In a nutshell: Apple is phasing out the Force Touch feature of Apple Watches. Starting with watchOS 7, developers who use that functionality are urged to find a different means. The removal also hints that the upcoming Series 6 will be stripped of the hardware that allows it. This may mean slightly thinner watches or perhaps larger capacity batteries or other features.

During the WWDC, Apple outlined features coming to watchOS 7. The wearable's next operating system is getting new faces with more customizable complications, a sleep app, improved fitness app, and a lot more (video recap below).

Perhaps what is more interesting than what's coming to the new Apple Watch software is what is going away. An update to Apple's Human Interface Guidelines indicates that watchOS 7 will no longer support Force Touch.

"In versions of watchOS before watchOS 7, people could press firmly on the display to do things like change the watch face or reveal a hidden menu called a Force Touch menu," the guide reads. " In watchOS 7 and later, system apps make previously hidden menu items accessible in a related screen or a settings screen. If you formerly supported a long-press gesture to open a hidden menu, consider relocating the menu items elsewhere."

MacRumors notes that several native apps have already changed their functionality in watchOS 7 beta to reflect the soon to be disabled gesture. The app layout screen, Calendar, and Activity app options have been moved to the Settings app. The face customization menu is now accessed via a long press.

The move away from capacitive Force Touch follows its removal from iOS with the release of the iPhone XR. Instead, Apple switched to a "Haptic Touch" system that activates after a long press rather than when pressure is applied to the screen.
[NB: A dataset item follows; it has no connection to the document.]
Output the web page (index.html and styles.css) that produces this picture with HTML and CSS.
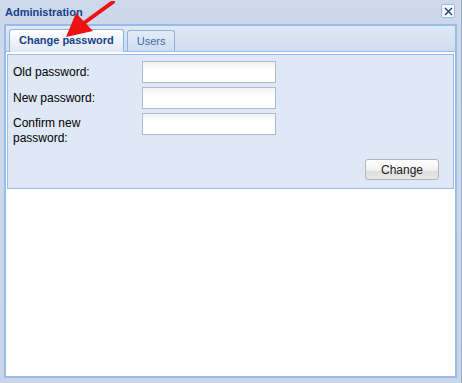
FILE: index.html
```html
<!DOCTYPE html>
<html lang="en">
<head>
    <meta charset="UTF-8">
    <title>Administration</title>
    <link rel="stylesheet" href="styles.css">
</head>
<body>

<div class="window">
    <div class="window-header">
        <span class="window-title">Administration</span>
        <span class="close-btn">
            <svg width="9" height="9" viewBox="0 0 9 9"><path d="M1 1 L8 8 M8 1 L1 8" stroke="#15428b" stroke-width="1.4" fill="none"/></svg>
        </span>
    </div>

    <div class="window-body">
        <div class="tab-bar">
            <div class="tab active">Change password</div>
            <div class="tab">Users</div>
        </div>

        <form class="tab-panel">
            <div class="row">
                <label>Old password:</label>
                <input type="password">
            </div>
            <div class="row">
                <label>New password:</label>
                <input type="password">
            </div>
            <div class="row row-tall">
                <label>Confirm new password:</label>
                <input type="password">
            </div>
            <div class="actions">
                <button type="button">Change</button>
            </div>
        </form>
    </div>

    <!-- flecha roja que marca la pestaña -->
    <svg class="arrow" width="60" height="45" viewBox="0 0 60 45">
        <path d="M47 1 L18 22" stroke="#ee1111" stroke-width="4" stroke-linecap="round" fill="none"/>
        <polygon points="0,36 10,12 27,30" fill="#ee1111"/>
    </svg>
</div>

</body>
</html>
```

FILE: styles.css
```css
* {
    box-sizing: border-box;
    margin: 0;
    padding: 0;
}

body {
    font-family: 'Liberation Sans', Arial, sans-serif;
    font-size: 12px;
    color: #000;
    background-color: #ccd9ea;
}

/* Ventana */
.window {
    position: relative;
    height: 383px;
    width: 462px;
    padding: 0 4px 5px 4px;
    display: flex;
    flex-direction: column;
    background: linear-gradient(#cdd9ea, #c9d6e8);
    border-right: 1px solid #9eaec4;
}

.window-header {
    height: 24px;
    display: flex;
    align-items: center;
    justify-content: space-between;
    padding: 0 2px 0 1px;
}

.window-title {
    font-size: 11px;
    font-weight: bold;
    color: #15428b;
    margin-top: -1px;
}

.close-btn {
    width: 14px;
    height: 14px;
    margin-top: -2px;
    border: 1px solid #99bbe8;
    border-radius: 2px;
    background: #f6f9fd;
    display: flex;
    align-items: center;
    justify-content: center;
}

.window-body {
    flex: 1;
    display: flex;
    flex-direction: column;
    background: #fff;
    border: 2px solid #99bbe8;
    padding: 0 1px;
}

/* Pestañas */
.tab-bar {
    height: 26px;
    display: flex;
    align-items: flex-end;
    gap: 3px;
    background: linear-gradient(#e0e9f6, #cedcef);
    border-bottom: 1px solid #99bbe8;
    margin: 0 -1px;
    padding-left: 3px;
}

.tab {
    height: 21px;
    padding: 0 9px;
    font-size: 11px;
    line-height: 20px;
    color: #416aa3;
    border: 1px solid #8db2e3;
    border-bottom: none;
    border-radius: 3px 3px 0 0;
    background: linear-gradient(#e3ebf7, #cfdcef);
}

.tab.active {
    height: 23px;
    padding: 0 9px;
    font-weight: bold;
    color: #15428b;
    background: linear-gradient(#ffffff, #dfe8f6);
    margin-bottom: -1px;
    line-height: 21px;
}

.tab-panel {
    margin-top: 2px;
    padding: 6px 14px 8px 5px;
    background-color: #dfe8f6;
    border: 1px solid #99bbe8;
}

.row {
    display: flex;
    align-items: center;
    margin-bottom: 4px;
}

.row label {
    width: 129px;
    padding-right: 29px;
    line-height: 15px;
    color: #000;
}

.row-tall {
    align-items: flex-start;
}

.row-tall label {
    padding-top: 3px;
}

.row input {
    width: 134px;
    height: 22px;
    border: 1px solid #b5b8c8;
    background: linear-gradient(#f0f1f2, #ffffff 40%);
}

.actions {
    display: flex;
    justify-content: flex-end;
    margin-top: 13px;
}

.actions button {
    width: 74px;
    height: 21px;
    font-family: 'Liberation Sans', Arial, sans-serif;
    font-size: 12px;
    color: #222;
    border: 1px solid #b4b4b4;
    border-radius: 3px;
    background: linear-gradient(#ffffff, #f2f2f2 55%, #dedede 56%, #e6e6e6);
}

.arrow {
    position: absolute;
    left: 66px;
    top: 1px;
}
```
Apple has not officially voiced the reasons for the change, but it seems likely that the Apple Watch Series 6 will lack that Force Touch hardware out of the box. Presumably, removing the capacitive layer beneath the screen will bring production costs down or allow more room for other features, such as a larger battery or an under-screen fingerprint scanner. I don't know about you, but I sure don't enjoy fumbling with my passcode on that tiny watch screen.

Whatever the case, we'll have to wait for the Series 6 unveiling this fall to see what Cupertino does with the extra space.